"""

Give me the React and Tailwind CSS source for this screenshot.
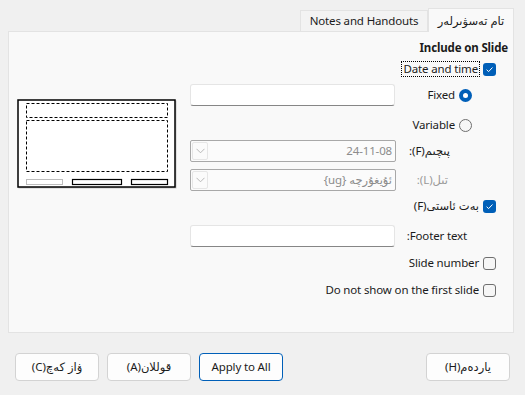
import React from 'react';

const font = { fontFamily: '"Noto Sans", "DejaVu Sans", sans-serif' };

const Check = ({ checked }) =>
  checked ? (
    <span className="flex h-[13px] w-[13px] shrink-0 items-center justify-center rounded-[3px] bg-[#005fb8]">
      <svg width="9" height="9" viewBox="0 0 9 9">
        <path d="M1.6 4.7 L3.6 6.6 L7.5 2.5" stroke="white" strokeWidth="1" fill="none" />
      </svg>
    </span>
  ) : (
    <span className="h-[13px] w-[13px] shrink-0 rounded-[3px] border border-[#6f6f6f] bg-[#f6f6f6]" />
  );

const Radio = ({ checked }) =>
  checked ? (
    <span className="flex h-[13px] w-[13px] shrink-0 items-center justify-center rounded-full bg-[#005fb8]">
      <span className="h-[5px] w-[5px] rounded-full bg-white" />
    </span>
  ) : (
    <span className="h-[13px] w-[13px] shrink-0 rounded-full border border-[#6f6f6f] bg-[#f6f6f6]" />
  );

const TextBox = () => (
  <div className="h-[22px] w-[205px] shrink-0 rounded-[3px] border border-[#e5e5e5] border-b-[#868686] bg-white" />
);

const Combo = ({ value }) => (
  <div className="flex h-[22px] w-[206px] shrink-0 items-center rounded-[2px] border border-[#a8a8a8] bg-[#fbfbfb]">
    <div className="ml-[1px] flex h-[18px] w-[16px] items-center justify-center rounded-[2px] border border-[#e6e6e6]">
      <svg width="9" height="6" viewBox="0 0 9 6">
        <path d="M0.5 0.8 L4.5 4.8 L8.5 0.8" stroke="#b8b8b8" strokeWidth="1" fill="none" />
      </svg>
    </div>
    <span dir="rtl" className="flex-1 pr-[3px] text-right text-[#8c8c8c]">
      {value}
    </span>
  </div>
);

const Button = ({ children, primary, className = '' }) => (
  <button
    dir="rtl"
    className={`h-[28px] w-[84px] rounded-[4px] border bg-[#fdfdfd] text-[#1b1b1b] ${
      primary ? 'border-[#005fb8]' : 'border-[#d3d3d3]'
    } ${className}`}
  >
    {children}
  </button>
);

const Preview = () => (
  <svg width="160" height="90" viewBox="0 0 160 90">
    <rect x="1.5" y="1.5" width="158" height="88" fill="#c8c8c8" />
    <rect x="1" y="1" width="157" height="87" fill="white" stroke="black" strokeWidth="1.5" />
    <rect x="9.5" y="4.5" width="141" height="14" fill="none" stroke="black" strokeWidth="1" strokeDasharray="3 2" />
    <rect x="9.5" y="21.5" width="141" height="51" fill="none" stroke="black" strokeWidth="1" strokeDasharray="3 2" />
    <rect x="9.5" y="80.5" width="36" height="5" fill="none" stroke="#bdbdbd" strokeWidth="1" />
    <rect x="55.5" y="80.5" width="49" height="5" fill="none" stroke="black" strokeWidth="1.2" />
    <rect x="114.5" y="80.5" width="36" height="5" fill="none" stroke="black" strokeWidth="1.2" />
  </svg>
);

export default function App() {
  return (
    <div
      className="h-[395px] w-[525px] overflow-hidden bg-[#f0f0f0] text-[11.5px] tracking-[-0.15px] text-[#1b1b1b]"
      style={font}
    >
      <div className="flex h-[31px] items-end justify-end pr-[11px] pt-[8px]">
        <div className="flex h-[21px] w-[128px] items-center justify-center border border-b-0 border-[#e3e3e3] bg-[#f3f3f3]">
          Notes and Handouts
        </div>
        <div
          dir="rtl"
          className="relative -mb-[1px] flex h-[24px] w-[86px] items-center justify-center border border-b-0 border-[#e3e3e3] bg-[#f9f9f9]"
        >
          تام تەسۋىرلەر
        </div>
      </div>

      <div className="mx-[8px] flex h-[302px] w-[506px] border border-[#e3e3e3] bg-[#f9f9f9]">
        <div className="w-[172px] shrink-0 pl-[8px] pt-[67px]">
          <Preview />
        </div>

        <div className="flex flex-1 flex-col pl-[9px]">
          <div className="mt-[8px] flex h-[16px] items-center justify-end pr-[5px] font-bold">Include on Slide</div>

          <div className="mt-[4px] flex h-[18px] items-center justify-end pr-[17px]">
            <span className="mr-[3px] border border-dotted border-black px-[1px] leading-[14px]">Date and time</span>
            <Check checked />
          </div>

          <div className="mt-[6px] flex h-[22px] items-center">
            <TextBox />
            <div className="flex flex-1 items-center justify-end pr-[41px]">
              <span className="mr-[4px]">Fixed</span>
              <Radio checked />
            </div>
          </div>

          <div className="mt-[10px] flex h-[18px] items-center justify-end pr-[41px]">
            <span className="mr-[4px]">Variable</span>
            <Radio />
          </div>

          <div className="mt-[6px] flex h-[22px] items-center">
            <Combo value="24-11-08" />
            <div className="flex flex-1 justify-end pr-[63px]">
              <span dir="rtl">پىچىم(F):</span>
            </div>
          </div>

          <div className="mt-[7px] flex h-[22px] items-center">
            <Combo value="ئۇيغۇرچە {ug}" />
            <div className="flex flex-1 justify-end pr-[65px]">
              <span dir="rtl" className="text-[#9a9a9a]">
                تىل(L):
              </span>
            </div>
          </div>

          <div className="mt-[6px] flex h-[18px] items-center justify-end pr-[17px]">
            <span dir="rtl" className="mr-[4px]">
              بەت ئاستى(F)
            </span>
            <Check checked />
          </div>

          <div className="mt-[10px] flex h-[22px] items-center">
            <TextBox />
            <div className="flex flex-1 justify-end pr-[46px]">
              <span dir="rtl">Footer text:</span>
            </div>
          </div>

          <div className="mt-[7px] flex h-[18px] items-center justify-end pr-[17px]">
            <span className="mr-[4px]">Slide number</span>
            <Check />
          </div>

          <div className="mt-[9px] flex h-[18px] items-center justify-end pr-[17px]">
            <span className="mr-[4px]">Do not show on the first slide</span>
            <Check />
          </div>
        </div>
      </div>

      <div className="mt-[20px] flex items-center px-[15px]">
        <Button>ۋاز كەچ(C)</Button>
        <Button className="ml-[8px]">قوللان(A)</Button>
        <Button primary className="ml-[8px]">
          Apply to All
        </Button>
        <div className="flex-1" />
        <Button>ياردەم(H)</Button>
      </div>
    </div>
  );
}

"""

Transcribe all the data word for word; the images stay out.

| Output of the exercise |
Give me the React and Tailwind CSS source for this screenshot.
import React from 'react';

const font = { fontFamily: '"Noto Sans", "DejaVu Sans", sans-serif' };

const Check = ({ checked }) =>
  checked ? (
    <span className="flex h-[13px] w-[13px] shrink-0 items-center justify-center rounded-[3px] bg-[#005fb8]">
      <svg width="9" height="9" viewBox="0 0 9 9">
        <path d="M1.6 4.7 L3.6 6.6 L7.5 2.5" stroke="white" strokeWidth="1" fill="none" />
      </svg>
    </span>
  ) : (
    <span className="h-[13px] w-[13px] shrink-0 rounded-[3px] border border-[#6f6f6f] bg-[#f6f6f6]" />
  );

const Radio = ({ checked }) =>
  checked ? (
    <span className="flex h-[13px] w-[13px] shrink-0 items-center justify-center rounded-full bg-[#005fb8]">
      <span className="h-[5px] w-[5px] rounded-full bg-white" />
    </span>
  ) : (
    <span className="h-[13px] w-[13px] shrink-0 rounded-full border border-[#6f6f6f] bg-[#f6f6f6]" />
  );

const TextBox = () => (
  <div className="h-[22px] w-[205px] shrink-0 rounded-[3px] border border-[#e5e5e5] border-b-[#868686] bg-white" />
);

const Combo = ({ value }) => (
  <div className="flex h-[22px] w-[206px] shrink-0 items-center rounded-[2px] border border-[#a8a8a8] bg-[#fbfbfb]">
    <div className="ml-[1px] flex h-[18px] w-[16px] items-center justify-center rounded-[2px] border border-[#e6e6e6]">
      <svg width="9" height="6" viewBox="0 0 9 6">
        <path d="M0.5 0.8 L4.5 4.8 L8.5 0.8" stroke="#b8b8b8" strokeWidth="1" fill="none" />
      </svg>
    </div>
    <span dir="rtl" className="flex-1 pr-[3px] text-right text-[#8c8c8c]">
      {value}
    </span>
  </div>
);

const Button = ({ children, primary, className = '' }) => (
  <button
    dir="rtl"
    className={`h-[28px] w-[84px] rounded-[4px] border bg-[#fdfdfd] text-[#1b1b1b] ${
      primary ? 'border-[#005fb8]' : 'border-[#d3d3d3]'
    } ${className}`}
  >
    {children}
  </button>
);

const Preview = () => (
  <svg width="160" height="90" viewBox="0 0 160 90">
    <rect x="1.5" y="1.5" width="158" height="88" fill="#c8c8c8" />
    <rect x="1" y="1" width="157" height="87" fill="white" stroke="black" strokeWidth="1.5" />
    <rect x="9.5" y="4.5" width="141" height="14" fill="none" stroke="black" strokeWidth="1" strokeDasharray="3 2" />
    <rect x="9.5" y="21.5" width="141" height="51" fill="none" stroke="black" strokeWidth="1" strokeDasharray="3 2" />
    <rect x="9.5" y="80.5" width="36" height="5" fill="none" stroke="#bdbdbd" strokeWidth="1" />
    <rect x="55.5" y="80.5" width="49" height="5" fill="none" stroke="black" strokeWidth="1.2" />
    <rect x="114.5" y="80.5" width="36" height="5" fill="none" stroke="black" strokeWidth="1.2" />
  </svg>
);

export default function App() {
  return (
    <div
      className="h-[395px] w-[525px] overflow-hidden bg-[#f0f0f0] text-[11.5px] tracking-[-0.15px] text-[#1b1b1b]"
      style={font}
    >
      <div className="flex h-[31px] items-end justify-end pr-[11px] pt-[8px]">
        <div className="flex h-[21px] w-[128px] items-center justify-center border border-b-0 border-[#e3e3e3] bg-[#f3f3f3]">
          Notes and Handouts
        </div>
        <div
          dir="rtl"
          className="relative -mb-[1px] flex h-[24px] w-[86px] items-center justify-center border border-b-0 border-[#e3e3e3] bg-[#f9f9f9]"
        >
          تام تەسۋىرلەر
        </div>
      </div>

      <div className="mx-[8px] flex h-[302px] w-[506px] border border-[#e3e3e3] bg-[#f9f9f9]">
        <div className="w-[172px] shrink-0 pl-[8px] pt-[67px]">
          <Preview />
        </div>

        <div className="flex flex-1 flex-col pl-[9px]">
          <div className="mt-[8px] flex h-[16px] items-center justify-end pr-[5px] font-bold">Include on Slide</div>

          <div className="mt-[4px] flex h-[18px] items-center justify-end pr-[17px]">
            <span className="mr-[3px] border border-dotted border-black px-[1px] leading-[14px]">Date and time</span>
            <Check checked />
          </div>

          <div className="mt-[6px] flex h-[22px] items-center">
            <TextBox />
            <div className="flex flex-1 items-center justify-end pr-[41px]">
              <span className="mr-[4px]">Fixed</span>
              <Radio checked />
            </div>
          </div>

          <div className="mt-[10px] flex h-[18px] items-center justify-end pr-[41px]">
            <span className="mr-[4px]">Variable</span>
            <Radio />
          </div>

          <div className="mt-[6px] flex h-[22px] items-center">
            <Combo value="24-11-08" />
            <div className="flex flex-1 justify-end pr-[63px]">
              <span dir="rtl">پىچىم(F):</span>
            </div>
          </div>

          <div className="mt-[7px] flex h-[22px] items-center">
            <Combo value="ئۇيغۇرچە {ug}" />
            <div className="flex flex-1 justify-end pr-[65px]">
              <span dir="rtl" className="text-[#9a9a9a]">
                تىل(L):
              </span>
            </div>
          </div>

          <div className="mt-[6px] flex h-[18px] items-center justify-end pr-[17px]">
            <span dir="rtl" className="mr-[4px]">
              بەت ئاستى(F)
            </span>
            <Check checked />
          </div>

          <div className="mt-[10px] flex h-[22px] items-center">
            <TextBox />
            <div className="flex flex-1 justify-end pr-[46px]">
              <span dir="rtl">Footer text:</span>
            </div>
          </div>

          <div className="mt-[7px] flex h-[18px] items-center justify-end pr-[17px]">
            <span className="mr-[4px]">Slide number</span>
            <Check />
          </div>

          <div className="mt-[9px] flex h-[18px] items-center justify-end pr-[17px]">
            <span className="mr-[4px]">Do not show on the first slide</span>
            <Check />
          </div>
        </div>
      </div>

      <div className="mt-[20px] flex items-center px-[15px]">
        <Button>ۋاز كەچ(C)</Button>
        <Button className="ml-[8px]">قوللان(A)</Button>
        <Button primary className="ml-[8px]">
          Apply to All
        </Button>
        <div className="flex-1" />
        <Button>ياردەم(H)</Button>
      </div>
    </div>
  );
}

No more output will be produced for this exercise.